__Instruction__
Every line below that holds the string "React" should be copied out.

** begin **

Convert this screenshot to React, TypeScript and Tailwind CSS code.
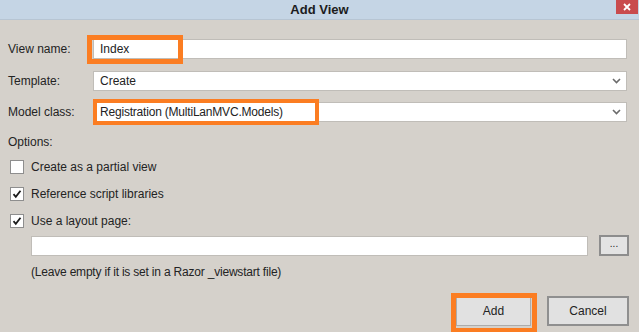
import React from 'react';

const Chevron = () => (
    <svg width="9" height="6" viewBox="0 0 9 6" className="absolute right-[5px] top-1/2 -translate-y-1/2">
        <path d="M1 1l3.5 3.5L8 1" fill="none" stroke="#6b6b6b" strokeWidth="1.6" />
    </svg>
);

function Check({ checked, label }: { checked: boolean; label: string }) {
    return (
        <div className="flex items-center h-[14px] pl-[2px]">
            <div className="w-[14px] h-[14px] bg-white border border-[#8e8e8e] flex items-center justify-center">
                {checked && (
                    <svg width="10" height="10" viewBox="0 0 10 10">
                        <path d="M1.5 5.2l2.3 2.6L8.5 1.8" fill="none" stroke="#1b1b1b" strokeWidth="1.8" />
                    </svg>
                )}
            </div>
            <span className="ml-[7px]">{label}</span>
        </div>
    );
}

export default function App() {
    return (
        <div className="w-[639px] h-[332px] overflow-hidden flex flex-col bg-[#d5d1cb] text-[12px] leading-[14px] text-[#232323] font-['Liberation_Sans',Arial,sans-serif]">
            {/* title bar */}
            <div className="relative h-[20px] shrink-0 flex items-center justify-center bg-[#c5d5e5] border-b border-[#b7c5d3]">
                <span className="text-[13px] font-bold text-[#1c1c1c]">Add View</span>
                <div className="absolute right-[1px] top-0 w-[22px] h-[14px] bg-[#c94b4d] flex items-center justify-center">
                    <svg width="8" height="8" viewBox="0 0 8 8">
                        <path d="M1 1l6 6M7 1l-6 6" stroke="#fff" strokeWidth="1.8" />
                    </svg>
                </div>
            </div>

            <div className="flex flex-col pl-[8px] pr-[10px]">
                {/* view name */}
                <div className="flex items-center mt-[19px] pr-[2px]">
                    <span className="w-[85px]">View name:</span>
                    <div className="relative flex-1 h-[20px] bg-white border border-[#c0bdb8] flex items-center pl-[6px]">
                        Index
                        <div className="absolute left-[-7px] top-[-5px] w-[96px] h-[29px] border-[5px] border-[#fb7d22]" />
                    </div>
                </div>

                {/* template */}
                <div className="flex items-center mt-[12px] pr-[2px]">
                    <span className="w-[85px]">Template:</span>
                    <div className="relative flex-1 h-[20px] bg-white border border-[#c0bdb8] flex items-center pl-[6px]">
                        Create
                        <Chevron />
                    </div>
                </div>

                {/* model class */}
                <div className="flex items-center mt-[11px] pr-[2px]">
                    <span className="w-[85px]">Model class:</span>
                    <div className="relative flex-1 h-[20px] bg-white border border-[#c0bdb8] flex items-center pl-[6px]">
                        <span className="tracking-[-0.2px]">Registration (MultiLanMVC.Models)</span>
                        <Chevron />
                        <div className="absolute left-[-1px] top-[-4px] w-[226px] h-[26px] border-[4px] border-[#fb7d22]" />
                    </div>
                </div>

                <div className="mt-[13px]">Options:</div>

                <div className="mt-[11px]">
                    <Check checked={false} label="Create as a partial view" />
                </div>
                <div className="mt-[13px]">
                    <Check checked label="Reference script libraries" />
                </div>
                <div className="mt-[13px]">
                    <Check checked label="Use a layout page:" />
                </div>

                {/* layout page */}
                <div className="flex items-center mt-[7px] pl-[23px] gap-[11px]">
                    <div className="flex-1 h-[20px] bg-white border border-[#c0bdb8]" />
                    <div className="w-[30px] h-[21px] bg-[#e3e3e3] border-2 border-[#8d8d8d] flex items-center justify-center text-[10px] leading-none pb-[3px]">
                        ...
                    </div>
                </div>
                <div className="mt-[9px] pl-[23px] tracking-[-0.2px]">(Leave empty if it is set in a Razor _viewstart file)</div>

                {/* buttons */}
                <div className="flex justify-end mt-[17px] gap-[16px]">
                    <div className="relative w-[75px] h-[30px] bg-[#e1e1e1] border border-[#acacac] flex items-center justify-center">
                        Add
                        <div className="absolute left-[-6px] top-[-4px] w-[86px] h-[40px] border-[5px] border-[#fb7d22]" />
                    </div>
                    <div className="w-[82px] h-[30px] bg-[#e1e1e1] border-2 border-[#8f8f8f] flex items-center justify-center">
                        Cancel
                    </div>
                </div>
            </div>
        </div>
    );
}
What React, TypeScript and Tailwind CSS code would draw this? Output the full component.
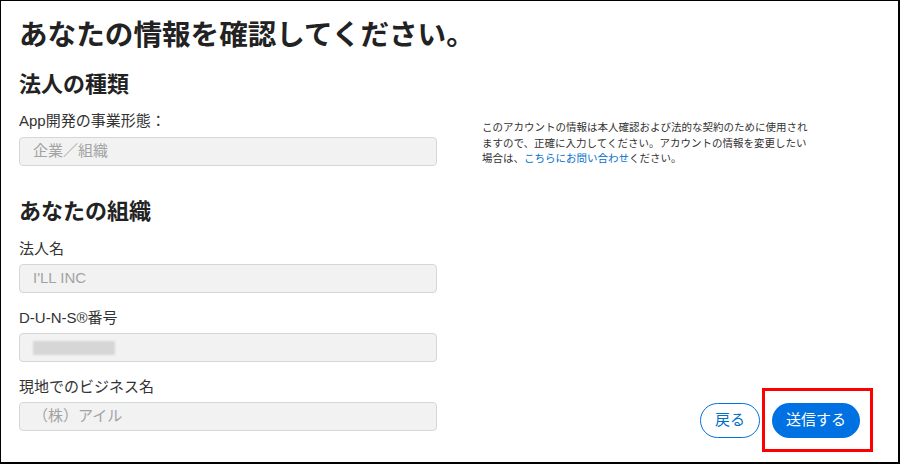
import React from 'react';

const font = "font-['Liberation_Sans','Noto_Sans_CJK_JP',sans-serif]";

function Field({ label, value, top, blurred }: { label: string; value?: string; top: string; blurred?: boolean }) {
  return (
    <div className={top}>
      <div className="text-[15px] leading-[20px] text-[#333]">{label}</div>
      <div className="mt-[5px] h-[29px] rounded-[4px] border border-[#d6d6d6] bg-[#f2f2f2] pl-[13px] flex items-center">
        {blurred ? (
          <div className="h-[14px] w-[82px] bg-[#d6d6d6] blur-[1px]" />
        ) : (
          <span className="text-[15px] text-[#a3a3a3]">{value}</span>
        )}
      </div>
    </div>
  );
}

export default function App() {
  return (
    <div className={`${font} w-[900px] h-[464px] bg-white border-l border-t border-r-2 border-b-2 border-black flex flex-col`}>
      <h1 className="mt-[16px] pl-[18px] text-[28.6px] leading-[36px] font-bold text-[#222]">
        あなたの情報を確認してください。
      </h1>
      <div className="flex flex-1">
        <div className="ml-[18px] w-[418px]">
          <h2 className="mt-[18px] text-[22px] leading-[28px] font-bold text-[#222]">法人の種類</h2>
          <div className="mt-[12px]">
            <div className="text-[15px] leading-[20px] text-[#333]">App開発の事業形態：</div>
            <div className="mt-[6px] h-[29px] rounded-[4px] border border-[#d6d6d6] bg-[#f2f2f2] pl-[13px] flex items-center">
              <span className="text-[15px] text-[#a3a3a3]">企業／組織</span>
            </div>
          </div>
          <h2 className="mt-[32px] text-[22px] leading-[28px] font-bold text-[#222]">あなたの組織</h2>
          <Field top="mt-[13px]" label="法人名" value="I'LL INC" />
          <Field top="mt-[15px]" label="D-U-N-S®番号" blurred />
          <Field top="mt-[15px]" label="現地でのビジネス名" value="（株）アイル" />
        </div>
        <div className="ml-[45px] flex-1 flex flex-col pr-[38px] pb-[24px]">
          <p className="mt-[67px] text-[10.5px] leading-[15.5px] text-[#333] whitespace-nowrap">
            このアカウントの情報は本人確認および法的な契約のために使用され
            <br />
            ますので、正確に入力してください。アカウントの情報を変更したい
            <br />
            場合は、<a className="text-[#0070c9]">こちらにお問い合わせ</a>ください。
          </p>
          <div className="mt-auto flex justify-end gap-[12px]">
            <button className="h-[35px] w-[60px] rounded-full border border-[#0071e3] text-[15px] text-[#0070c9] bg-white">
              戻る
            </button>
            <div className="relative">
              <button className="h-[35px] w-[88px] rounded-full bg-[#0071e3] text-[15px] text-white">
                送信する
              </button>
              <span className="absolute -left-[10px] -top-[15px] -right-[13px] -bottom-[14px] border-[3px] border-[#ff0000]" />
            </div>
          </div>
        </div>
      </div>
    </div>
  );
}
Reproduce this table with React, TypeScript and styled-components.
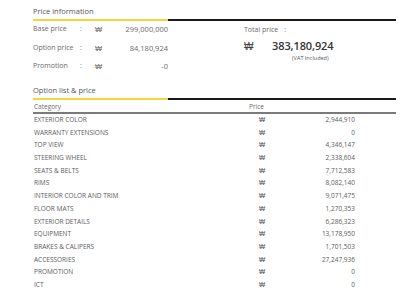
import React from 'react';
import styled, { createGlobalStyle } from 'styled-components';

const GlobalStyle = createGlobalStyle`
  body {
    margin: 0;
    background: #ffffff;
    font-family: 'Open Sans', 'Liberation Sans', sans-serif;
    color: #555555;
  }
`;

type Option = { name: string; price: string };

const options: Option[] = [
  { name: 'EXTERIOR COLOR', price: '2,944,910' },
  { name: 'WARRANTY EXTENSIONS', price: '0' },
  { name: 'TOP VIEW', price: '4,346,147' },
  { name: 'STEERING WHEEL', price: '2,338,604' },
  { name: 'SEATS & BELTS', price: '7,712,583' },
  { name: 'RIMS', price: '8,082,140' },
  { name: 'INTERIOR COLOR AND TRIM', price: '9,071,475' },
  { name: 'FLOOR MATS', price: '1,270,353' },
  { name: 'EXTERIOR DETAILS', price: '6,286,323' },
  { name: 'EQUIPMENT', price: '13,178,950' },
  { name: 'BRAKES & CALIPERS', price: '1,701,503' },
  { name: 'ACCESSORIES', price: '27,247,936' },
  { name: 'PROMOTION', price: '0' },
  { name: 'ICT', price: '0' },
];

const Page = styled.div`
  padding: 6px 4px 0 33px;
`;

const SectionTitle = styled.div`
  font-size: 7.5px;
  line-height: 11px;
  color: #555;
  margin-bottom: 2px;
`;

const Rule = styled.div`
  display: flex;
  height: 2px;
`;

const RuleYellow = styled.div`
  width: 135px;
  background: #f3d63c;
`;

const RuleBlack = styled.div`
  flex: 1;
  background: #1a1a1a;
`;

const PriceInfo = styled.div`
  display: flex;
  padding-top: 1px;
  margin-bottom: 13px;
`;

const LeftCol = styled.div`
  width: 135px;
  display: flex;
  flex-direction: column;
  gap: 6.5px;
  padding-top: 1px;
`;

const PriceRow = styled.div`
  display: grid;
  grid-template-columns: 47px 15px 1fr;
  height: 12px;
  line-height: 12px;
  font-size: 7px;
  color: #6a6a6a;
`;

const Amount = styled.span`
  display: flex;
  justify-content: space-between;
  font-size: 7.5px;
`;

const RightCol = styled.div`
  margin-left: 76px;
  display: flex;
  flex-direction: column;
  padding-top: 2px;
`;

const TotalLabel = styled.div`
  font-size: 7px;
  line-height: 12px;
  color: #6a6a6a;
  span { margin-left: 6px; }
`;

const TotalValue = styled.div`
  display: flex;
  align-items: baseline;
  line-height: 16px;
  margin-top: 2px;
  color: #333;
`;

const Won = styled.span`
  font-size: 10px;
  width: 28px;
  color: #444;
`;

const BigNumber = styled.span`
  font-size: 11px;
  font-weight: 600;
  letter-spacing: -0.1px;
`;

const Vat = styled.div`
  font-size: 5.5px;
  line-height: 8px;
  color: #555;
  padding-left: 48px;
`;

const TableHead = styled.div`
  display: grid;
  grid-template-columns: 215px 1fr;
  height: 10px;
  line-height: 10px;
  font-size: 6.5px;
  color: #6a6a6a;
  padding-left: 1px;
  border-bottom: 2px solid #7a7a7a;
  margin-top: 2px;
`;

const TableRow = styled.div`
  display: grid;
  grid-template-columns: 225px 10px 86px;
  height: 12.7px;
  line-height: 12.7px;
  font-size: 6.5px;
  color: #5c5c5c;
  padding-left: 1px;
`;

const Value = styled.span`
  text-align: right;
`;

export default function App() {
  return (
    <Page>
      <GlobalStyle />
      <SectionTitle>Price information</SectionTitle>
      <Rule>
        <RuleYellow />
        <RuleBlack />
      </Rule>
      <PriceInfo>
        <LeftCol>
          <PriceRow><span>Base price</span><span>:</span><Amount><span>₩</span>299,000,000</Amount></PriceRow>
          <PriceRow><span>Option price</span><span>:</span><Amount><span>₩</span>84,180,924</Amount></PriceRow>
          <PriceRow><span>Promotion</span><span>:</span><Amount><span>₩</span>-0</Amount></PriceRow>
        </LeftCol>
        <RightCol>
          <TotalLabel>Total price<span>:</span></TotalLabel>
          <TotalValue><Won>₩</Won><BigNumber>383,180,924</BigNumber></TotalValue>
          <Vat>(VAT Included)</Vat>
        </RightCol>
      </PriceInfo>
      <SectionTitle>Option list &amp; price</SectionTitle>
      <Rule>
        <RuleYellow />
        <RuleBlack />
      </Rule>
      <TableHead><span>Category</span><span>Price</span></TableHead>
      {options.map((o) => (
        <TableRow key={o.name}>
          <span>{o.name}</span>
          <span>₩</span>
          <Value>{o.price}</Value>
        </TableRow>
      ))}
    </Page>
  );
}
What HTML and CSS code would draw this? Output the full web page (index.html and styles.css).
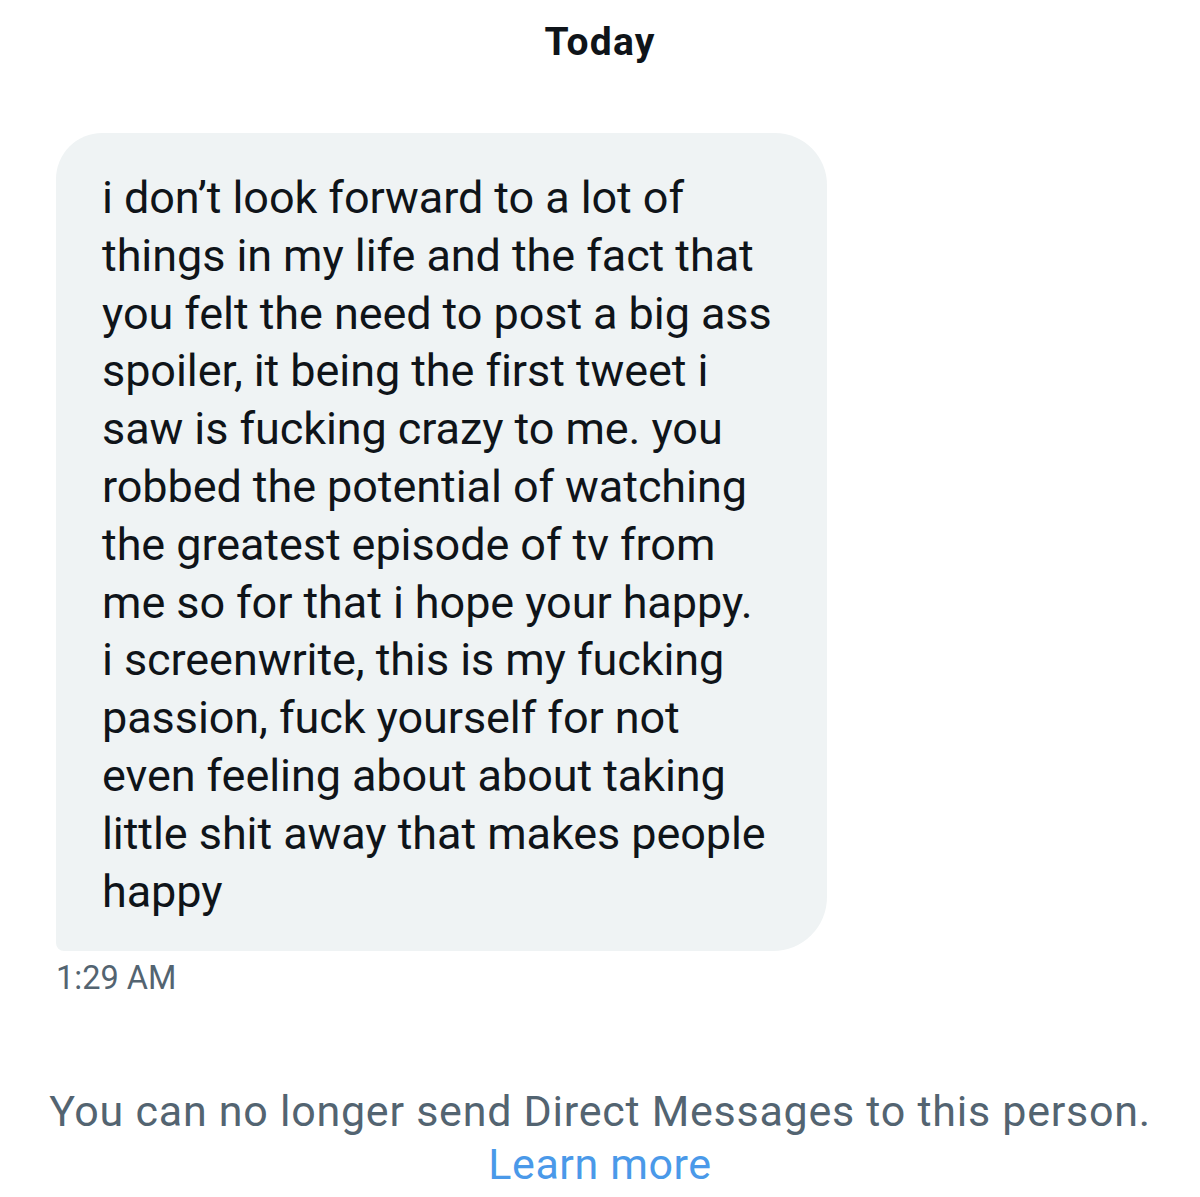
FILE: index.html
```html
<!DOCTYPE html>
<html>
<head>
<meta charset="utf-8">
<link rel="stylesheet" href="styles.css">
</head>
<body>
<div class="page">
  <div class="day">Today</div>
  <div class="thread">
    <div class="bubble">i don’t look forward to a lot of<br>things in my life and the fact that<br>you felt the need to post a big ass<br>spoiler, it being the first tweet i<br>saw is fucking crazy to me. you<br>robbed the potential of watching<br>the greatest episode of tv from<br>me so for that i hope your happy.<br>i screenwrite, this is my fucking<br>passion, fuck yourself for not<br>even feeling about about taking<br>little shit away that makes people<br>happy</div>
    <div class="time">1:29 AM</div>
  </div>
  <div class="notice">
    <div class="notice-text">You can no longer send Direct Messages to this person.</div>
    <a class="learn" href="#">Learn more</a>
  </div>
</div>
</body>
</html>
```
FILE: styles.css
```css
html, body {
  margin: 0;
  padding: 0;
  background: #ffffff;
}
body {
  font-family: Roboto, "Liberation Sans", sans-serif;
  color: #0f1419;
}
.page {
  width: 1200px;
  height: 1197px;
  overflow: hidden;
  display: flex;
  flex-direction: column;
}
.day {
  text-align: center;
  font-weight: 700;
  font-size: 39px;
  line-height: 44px;
  padding-top: 20px;
  letter-spacing: 1.2px;
  color: #0f1419;
}
.thread {
  padding: 69px 0 0 56px;
  display: flex;
  flex-direction: column;
  align-items: flex-start;
}
.bubble {
  width: 725px;
  background: #eff3f4;
  border-radius: 46px 52px 54px 8px;
  padding: 36px 0 31px 46px;
  font-size: 45px;
  line-height: 57.8px;
  letter-spacing: -0.08px;
  color: #0f1419;
  white-space: nowrap;
}
.time {
  margin-top: 7px;
  font-size: 32.5px;
  line-height: 40px;
  color: #536471;
}
.notice {
  margin-top: 87px;
  text-align: center;
  color: #536471;
  font-size: 43px;
  line-height: 53px;
}
.notice-text {
  letter-spacing: 0.75px;
}
.learn {
  color: #4a99e9;
  text-decoration: none;
  letter-spacing: 0.6px;
}
```
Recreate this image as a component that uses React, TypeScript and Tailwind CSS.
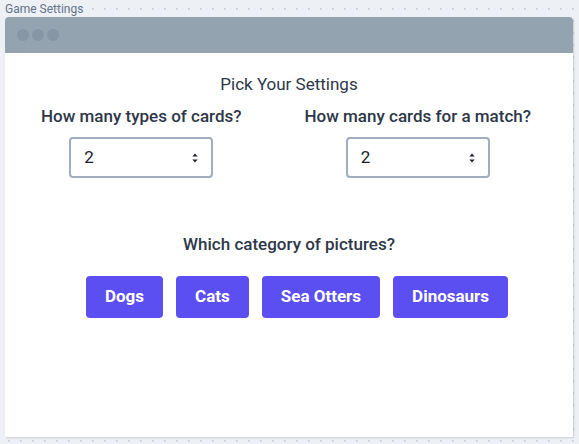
import React from "react";

function Select() {
  return (
    <div className="relative w-[144px] h-[41px] rounded-[4px] border-2 border-[#a0aec0] bg-white flex items-center pl-[13px]">
      <span className="text-[17px] text-[#1a202c]">2</span>
      <svg className="absolute right-[13px] top-1/2 -translate-y-1/2" width="6" height="10" viewBox="0 0 6 10">
        <path d="M3 0.5 L5.6 3.6 H0.4 Z" fill="#1a202c" />
        <path d="M3 9.5 L5.6 6.4 H0.4 Z" fill="#1a202c" />
      </svg>
    </div>
  );
}

export default function App() {
  const cats = ["Dogs", "Cats", "Sea Otters", "Dinosaurs"];
  return (
    <div
      className="w-[579px] h-[444px] bg-[#edf1f5] bg-[radial-gradient(#cfd6de_1px,transparent_1.2px)] bg-[size:12px_12px] bg-[position:3px_3px] relative overflow-hidden"
      style={{ fontFamily: "Roboto, 'Noto Sans', sans-serif" }}
    >
      <div className="pl-[5px] pt-[1px] h-[17px] text-[12px] leading-[16px] text-[#64748b]">Game Settings</div>
      <div className="ml-[5px] w-[568px] h-[420px] bg-white rounded-t-[4px] shadow-[1px_1px_2px_rgba(0,0,0,0.15)] flex flex-col">
        <div className="h-[36px] bg-[#94a3b0] rounded-t-[4px] flex items-center gap-[3px] pl-[12px]">
          <span className="w-[12px] h-[12px] rounded-full bg-[#8796a5]" />
          <span className="w-[12px] h-[12px] rounded-full bg-[#8796a5]" />
          <span className="w-[12px] h-[12px] rounded-full bg-[#8796a5]" />
        </div>
        <div className="flex flex-col items-center pt-[20px] text-[#2d3748]">
          <div className="text-[17px] leading-[22px]">Pick Your Settings</div>
          <div className="w-full flex justify-between pl-[36px] pr-[42px] mt-[10px]">
            <div className="flex flex-col items-center gap-[10px]">
              <div className="text-[17px] font-medium leading-[22px]">How many types of cards?</div>
              <Select />
            </div>
            <div className="flex flex-col items-center gap-[10px]">
              <div className="text-[17px] font-medium leading-[22px]">How many cards for a match?</div>
              <Select />
            </div>
          </div>
          <div className="mt-[55px] text-[17px] font-medium leading-[22px]">Which category of pictures?</div>
          <div className="flex gap-[13px] mt-[21px] pl-[16px]">
            {cats.map((c) => (
              <button
                key={c}
                className="h-[42px] px-[19px] rounded-[4px] bg-[#5b4ff2] text-white text-[17px] font-bold"
              >
                {c}
              </button>
            ))}
          </div>
        </div>
      </div>
    </div>
  );
}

** end **

__Written response__
Convert this screenshot to React, TypeScript and Tailwind CSS code.
import React from 'react';
What React, TypeScript and Tailwind CSS code would draw this? Output the full component.
import React from 'react';
Reproduce this table with React, TypeScript and styled-components.
import React from 'react';
Recreate this image as a component that uses React, TypeScript and Tailwind CSS.
import React from "react";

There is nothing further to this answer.